When will solar close the gap with gas?

It’s just one energy sector watcher weighing in, but Lux Research does have pretty good credentials, so we’ll run with it, leading with their headline: “Solar to Become Competitive with Natural Gas by 2025.”

So says the Boston-based consultancy in an eyebrow-raising analysis that adopts the view that, for now, cheap natural gas can be a better-than-coal alternative that will, indeed, get us to a  point where solar can rock ‘n’ roll without subsidies.

The Borrego 1 Solar Generating Station in California (image via NRG)

“On the macroeconomic level, a ‘golden age of gas’ can be a bridge to a renewable future as gas will replace coal until solar becomes cost competitive without subsidies,” Lux research associate Ed Cahill said in a statement. “On the microeconomic level, solar integrated with natural gas can lower costs and provide stable output.”

This used to be the view of many greens – as we’ve noted, it wasn’t long ago that 350 founder Bill McKibben, in his book Eaarth, was writing that “in the United States, we’ve found some new supplies of natural gas, which is a good ‘bridge fuel’ between dirty coal and clean sun.”

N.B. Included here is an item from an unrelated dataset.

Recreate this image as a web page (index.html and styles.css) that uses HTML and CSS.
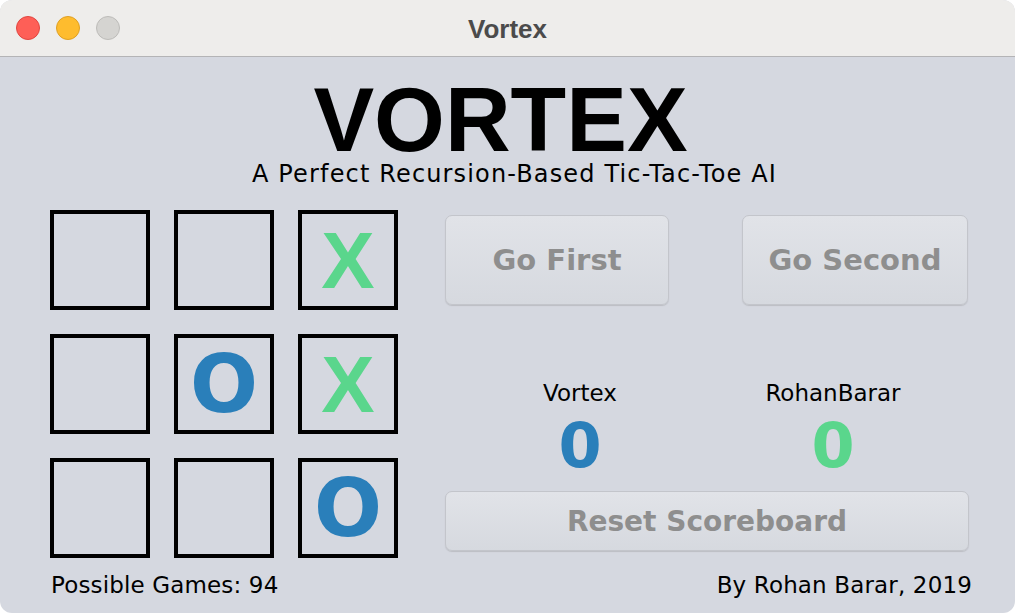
FILE: index.html
```html
<!DOCTYPE html>
<html>
<head>
<meta charset="utf-8">
<title>Vortex</title>
<link rel="stylesheet" href="styles.css">
</head>
<body>
<div class="window">
  <div class="titlebar">
    <div class="lights">
      <span class="light red"></span>
      <span class="light yellow"></span>
      <span class="light gray"></span>
    </div>
    <div class="wtitle">Vortex</div>
  </div>
  <div class="content">
    <h1 class="logo">VORTEX</h1>
    <p class="subtitle">A Perfect Recursion-Based Tic-Tac-Toe AI</p>
    <div class="main">
      <div class="board">
        <div class="cell"></div>
        <div class="cell"></div>
        <div class="cell"><span class="x">X</span></div>
        <div class="cell"></div>
        <div class="cell"><span class="o">O</span></div>
        <div class="cell"><span class="x">X</span></div>
        <div class="cell"></div>
        <div class="cell"></div>
        <div class="cell"><span class="o">O</span></div>
      </div>
      <div class="panel">
        <div class="startrow">
          <button class="btn first">Go First</button>
          <button class="btn second">Go Second</button>
        </div>
        <div class="scores">
          <div class="score">
            <div class="name">Vortex</div>
            <div class="num blue">0</div>
          </div>
          <div class="score">
            <div class="name">RohanBarar</div>
            <div class="num green">0</div>
          </div>
        </div>
        <button class="btn reset">Reset Scoreboard</button>
      </div>
    </div>
    <div class="footer">
      <span>Possible Games: 94</span>
      <span>By Rohan Barar, 2019</span>
    </div>
  </div>
</div>
</body>
</html>
```
FILE: styles.css
```css
html, body {
  margin: 0;
  padding: 0;
  background: #ffffff;
}
body {
  width: 1016px;
  height: 616px;
  overflow: hidden;
  font-family: "DejaVu Sans", "Liberation Sans", sans-serif;
}
.window {
  width: 1015px;
  height: 613px;
  border-radius: 12px;
  overflow: hidden;
  background: #d5d8e0;
  display: flex;
  flex-direction: column;
}
.titlebar {
  height: 56px;
  flex: none;
  background: #eeedeb;
  border-bottom: 1px solid #b4b4b6;
  display: flex;
  align-items: center;
  justify-content: center;
  position: relative;
}
.lights {
  position: absolute;
  left: 16px;
  top: 16px;
  display: flex;
  gap: 16px;
}
.light {
  width: 22px;
  height: 22px;
  border-radius: 50%;
  border: 1px solid transparent;
}
.light.red { background: #fe5f57; border-color: #e14640; }
.light.yellow { background: #febc2e; border-color: #dfa023; }
.light.gray { background: #d5d4d1; border-color: #bdbcb9; }
.wtitle {
  font-family: "Liberation Sans", Arial, sans-serif;
  font-weight: bold;
  font-size: 26px;
  color: #4b4b4b;
  margin-top: 2px;
}
.content {
  flex: 1;
  display: flex;
  flex-direction: column;
}
.logo {
  margin: 23px 0 0 -14px;
  font-family: "Liberation Sans", Arial, sans-serif;
  font-weight: bold;
  font-size: 91px;
  line-height: 80px;
  text-align: center;
  color: #000;
}
.subtitle {
  margin: 0 0 0 14px;
  font-size: 24px;
  line-height: 28px;
  letter-spacing: 1.15px;
  text-align: center;
  color: #000;
}
.main {
  display: flex;
  margin-top: 22px;
}
.board {
  margin-left: 50px;
  display: grid;
  grid-template-columns: repeat(3, 100px);
  grid-template-rows: repeat(3, 100px);
  gap: 24px;
}
.cell {
  box-sizing: border-box;
  border: 4px solid #000;
  display: flex;
  align-items: center;
  justify-content: center;
}
.x {
  font-family: "Liberation Sans", Arial, sans-serif;
  font-weight: bold;
  font-size: 80px;
  color: #5ad68c;
  line-height: 1;
  margin-top: 2px;
}
.o {
  font-family: "DejaVu Sans", sans-serif;
  font-weight: bold;
  font-size: 80px;
  color: #2a7fba;
  line-height: 1;
  margin-top: 2px;
}
.panel {
  margin-left: 47px;
  width: 524px;
  padding-top: 5px;
  display: flex;
  flex-direction: column;
}
.startrow {
  display: flex;
  justify-content: space-between;
}
.btn {
  box-sizing: border-box;
  font-family: "DejaVu Sans", sans-serif;
  font-weight: bold;
  color: #8e8e8e;
  background: linear-gradient(#e1e3e8, #d6d9df);
  border: 1px solid #c3c5cb;
  border-radius: 7px;
  box-shadow: 0 1px 1px #bcbec4;
  padding: 0;
  margin: 0;
}
.first, .second {
  height: 90px;
  font-size: 29px;
}
.first { width: 224px; }
.second { width: 226px; margin-right: 1px; }
.scores {
  display: grid;
  grid-template-columns: 270px 236px;
  margin-top: 75px;
  color: #000;
}
.score {
  text-align: center;
}
.name {
  font-size: 23px;
  line-height: 27px;
}
.num {
  font-weight: bold;
  font-size: 62px;
  line-height: 66px;
  margin-top: 6px;
}
.blue { color: #2a7fba; }
.green { color: #5ad68c; }
.reset {
  height: 60px;
  width: 524px;
  font-size: 28px;
  margin-top: 12px;
}
.footer {
  display: flex;
  justify-content: space-between;
  padding: 0 43px 0 51px;
  margin-top: 14px;
  font-size: 23px;
  line-height: 27px;
  letter-spacing: 0.15px;
  color: #000;
}
```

But as the price of natural gas has plunged and its use has grown, thanks to horizontal drilling and hydraulic fracturing techniques (fracking), issues of water contamination, methane release and microseismicity – and other problems – have turned environmentalists off on gas.

So far, the U.S. has largely been full speed ahead on gas, while elsewhere in the world that hasn’t been the case. How that dynamic plays out in the years ahead will influence when, exactly, solar reaches parity with gas – but Lux seems to think the day is inevitable.

“The levelized cost of energy (LCOE) from unsubsidized utility-scale solar closes the gap with combined cycle gas turbines (CCGT) to within $0.02/kWh worldwide in 2025. Solar’s competitiveness is led by a 39 percent fall in utility-scale system costs by 2030 and accompanied by barriers to shale gas production – anti-fracking policies in Europe and a high capital cost in South America.”

For big power plants, Lux sees thin-film solar systems dropping from a current price of around $1.96/watt installed to $1.20/W by 20130.